Son désir à l’adolescence était de devenir avocate pour les droits de la personne et des enfants. Son modèle : Louise Arbour ! Elle a tout de même fini par choisir la médecine, en précisant qu’elle a trouvé une autre façon, par sa pratique de pédopsychiatre en terrain humanitaire, de venir en aide aux enfants vulnérables et à leurs parents.

« J’ai fêté mes 18 ans dans les Andes péruviennes. Travailler avec les enfants de la rue a été une expérience profondément formatrice, qui a certainement influencé la suite de ma trajectoire. Je me sentais comme un poisson dans l’eau. »

Audrey se sent encore assez loin d’ici, et c’est dans cette autre vie qu’elle a, pour le moment, hâte de retourner.

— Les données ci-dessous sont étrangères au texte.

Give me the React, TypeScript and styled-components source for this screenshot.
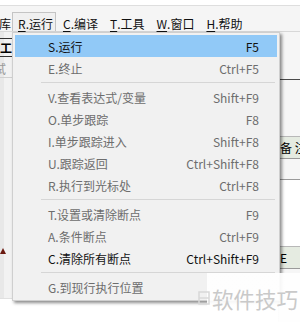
import { FC } from "react";
import styled, { createGlobalStyle } from "styled-components";

type Item = { label: string; key: string; active?: boolean; hot?: boolean };
type Entry = Item | "sep";

const entries: Entry[] = [
  { label: "S.运行", key: "F5", active: true, hot: true },
  { label: "E.终止", key: "Ctrl+F5" },
  "sep",
  { label: "V.查看表达式/变量", key: "Shift+F9" },
  { label: "O.单步跟踪", key: "F8" },
  { label: "I.单步跟踪进入", key: "Shift+F8" },
  { label: "U.跟踪返回", key: "Ctrl+Shift+F8" },
  { label: "R.执行到光标处", key: "Ctrl+F8" },
  "sep",
  { label: "T.设置或清除断点", key: "F9" },
  { label: "A.条件断点", key: "Ctrl+F9" },
  { label: "C.清除所有断点", key: "Ctrl+Shift+F9", active: true },
  "sep",
  { label: "G.到现行执行位置", key: "" },
];

const menus = [
  { m: "R", rest: ".运行", open: true },
  { m: "C", rest: ".编译" },
  { m: "T", rest: ".工具" },
  { m: "W", rest: ".窗口" },
  { m: "H", rest: ".帮助" },
];

const App: FC = () => {
  return (
    <>
      <GlobalStyle />
      <Page>
        <TopStrip />
        <MenuBar>
          <CutLabel>库</CutLabel>
          {menus.map((x) => (
            <MenuTitle key={x.m} $open={x.open}>
              <u>{x.m}</u>
              {x.rest}
            </MenuTitle>
          ))}
        </MenuBar>
        <Body>
          <LeftPane>
            <ToolRow>工</ToolRow>
            <FaintRow>试</FaintRow>
            <Spacer />
            <Marker>
              <svg width="6" height="6" viewBox="0 0 6 6">
                <path d="M0 6 L3 0 L6 6 Z" fill="#6b1a10" />
              </svg>
            </Marker>
          </LeftPane>
          <Center />
          <RightPane>
            <PaneBlock $h={47} $line="#4a4a4a" />
            <PaneBlock $h={55} />
            <Caption>备 注</Caption>
            <PaneBlock $h={20} $line="#9a9a9a" />
            <PaneBlock $h={65} $bg="#ffffff" />
            <Caption>E</Caption>
          </RightPane>
        </Body>

        <Dropdown>
          {entries.map((e, i) =>
            e === "sep" ? (
              <Separator key={i} />
            ) : (
              <Row key={i} $hot={e.hot} $active={e.active}>
                <span>{e.label}</span>
                <span>{e.key}</span>
              </Row>
            )
          )}
        </Dropdown>

        <Watermark>
          <svg width="12" height="16" viewBox="0 0 12 16">
            <rect x="1" y="2" width="10" height="12" fill="none" stroke="#d8d8d8" strokeWidth="1.5" />
            <path d="M1 8 H11" stroke="#d8d8d8" strokeWidth="1.5" />
          </svg>
          <span>软件技巧</span>
        </Watermark>
      </Page>
    </>
  );
};

export default App;

const GlobalStyle = createGlobalStyle`
  body {
    margin: 0;
    background: #ffffff;
    font-family: "Noto Sans CJK SC", "Noto Sans", sans-serif;
  }
`;

const Page = styled.div`
  position: relative;
  width: 300px;
  height: 322px;
  overflow: hidden;
  display: flex;
  flex-direction: column;
  background: #ffffff;
`;

const TopStrip = styled.div`
  height: 5px;
  flex-shrink: 0;
  background: #ffffff;
  border-bottom: 1px solid #dedede;
`;

const MenuBar = styled.div`
  height: 26px;
  flex-shrink: 0;
  box-sizing: border-box;
  padding-top: 6px;
  display: flex;
  align-items: stretch;
  background: #f5f5f5;
  font-size: 12px;
  color: #111;
  border-bottom: 1px solid #d8d8d8;
`;

const CutLabel = styled.div`
  width: 12px;
  display: flex;
  align-items: center;
  padding-top: 3px;
  text-indent: -1px;
  overflow: hidden;
`;

const MenuTitle = styled.div<{ $open?: boolean }>`
  display: flex;
  align-items: center;
  padding: 3px ${(p) => (p.$open ? "2px" : "5px")} 0 5px;
  margin-right: ${(p) => (p.$open ? "1px" : "0")};
  border: 1px solid ${(p) => (p.$open ? "#c4c4c4" : "transparent")};
  border-bottom: none;
  background: ${(p) => (p.$open ? "#f0f0f0" : "transparent")};
  u {
    text-underline-offset: 2px;
  }
`;

const Body = styled.div`
  flex: 1;
  display: flex;
`;

const LeftPane = styled.div`
  width: 12px;
  height: 266px;
  display: flex;
  flex-direction: column;
  background: linear-gradient(to right, #e8e8e8 0 4px, #f2f2f2 4px);
  border-bottom: 1px solid #e0e0e0;
`;

const ToolRow = styled.div`
  margin-top: 6px;
  height: 17px;
  font-size: 12px;
  font-weight: 700;
  line-height: 17px;
  color: #000;
  border-top: 1px solid #333;
  border-bottom: 1px solid #333;
  overflow: hidden;
`;

const FaintRow = styled.div`
  margin-top: 4px;
  height: 16px;
  font-size: 12px;
  line-height: 16px;
  color: #9a9a9a;
  border-bottom: 1px solid #d0d0d0;
  overflow: hidden;
  text-indent: -6px;
`;

const Spacer = styled.div`
  flex: 1;
`;

const Marker = styled.div`
  height: 50px;
  display: flex;
  align-items: flex-start;
`;

const Center = styled.div`
  flex: 1;
  background: #ffffff;
`;

const RightPane = styled.div`
  width: 21px;
  display: flex;
  flex-direction: column;
  background: #f6f6f6;
  border-left: 1px solid #e2e2e2;
`;

const PaneBlock = styled.div<{ $h: number; $line?: string; $bg?: string }>`
  height: ${(p) => p.$h}px;
  flex-shrink: 0;
  background: ${(p) => p.$bg ?? "transparent"};
  border-bottom: 1px solid ${(p) => p.$line ?? "transparent"};
`;

const Caption = styled.div`
  height: 21px;
  flex-shrink: 0;
  background: #e5ebe1;
  border-top: 1px solid #b8b8b8;
  border-bottom: 1px solid #9a9a9a;
  font-size: 12px;
  line-height: 21px;
  color: #000;
  white-space: nowrap;
  padding-left: 1px;
  overflow: hidden;
`;

const Dropdown = styled.div`
  position: absolute;
  left: 12px;
  top: 32px;
  width: 262px;
  padding: 2px;
  background: #f1f1f1;
  border: 1px solid #cfcfcf;
  box-shadow: 2px 2px 3px rgba(0, 0, 0, 0.45);
  font-size: 12px;
`;

const Row = styled.div<{ $hot?: boolean; $active?: boolean }>`
  height: 22px;
  display: flex;
  align-items: center;
  justify-content: space-between;
  padding: 0 18px 0 33px;
  background: ${(p) => (p.$hot ? "#91c9f7" : "transparent")};
  color: ${(p) => (p.$active ? "#111111" : "#6d6d6d")};
`;

const Separator = styled.div`
  height: 7px;
  display: flex;
  align-items: center;
  margin: 0 2px 0 26px;
  &::after {
    content: "";
    flex: 1;
    height: 1px;
    background: #d6d6d6;
  }
`;

const Watermark = styled.div`
  position: absolute;
  left: 197px;
  top: 273px;
  width: 103px;
  height: 49px;
  display: flex;
  align-items: center;
  gap: 2px;
  padding-left: 1px;
  box-sizing: border-box;
  background: linear-gradient(to right, rgba(255, 255, 255, 0) 0 10px, rgba(255, 255, 255, 0.92) 10px);
  span {
    font-size: 21.5px;
    color: #c9c9c9;
    margin-top: 2px;
  }
`;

Elle ne voit pas sa vie comme une fuite. Au contraire, elle veut témoigner, prendre publiquement la parole sur ce qu’elle vit et voit dans ses missions. Elle repart bientôt en Jordanie, toujours avec Médecins sans frontières.

Reviendra-t-elle un jour ? Demain ou dans plusieurs années ? Peut-être, mais pour l’instant, c’est ailleurs qu’elle se sent appelée, son cœur lui signifiant que l’ailleurs est une possibilité qui est un merveilleux cadeau de la vie.

J’ai l’impression de ne pas la laisser partir seule. Je penserai souvent à elle, à cette femme sans frontières.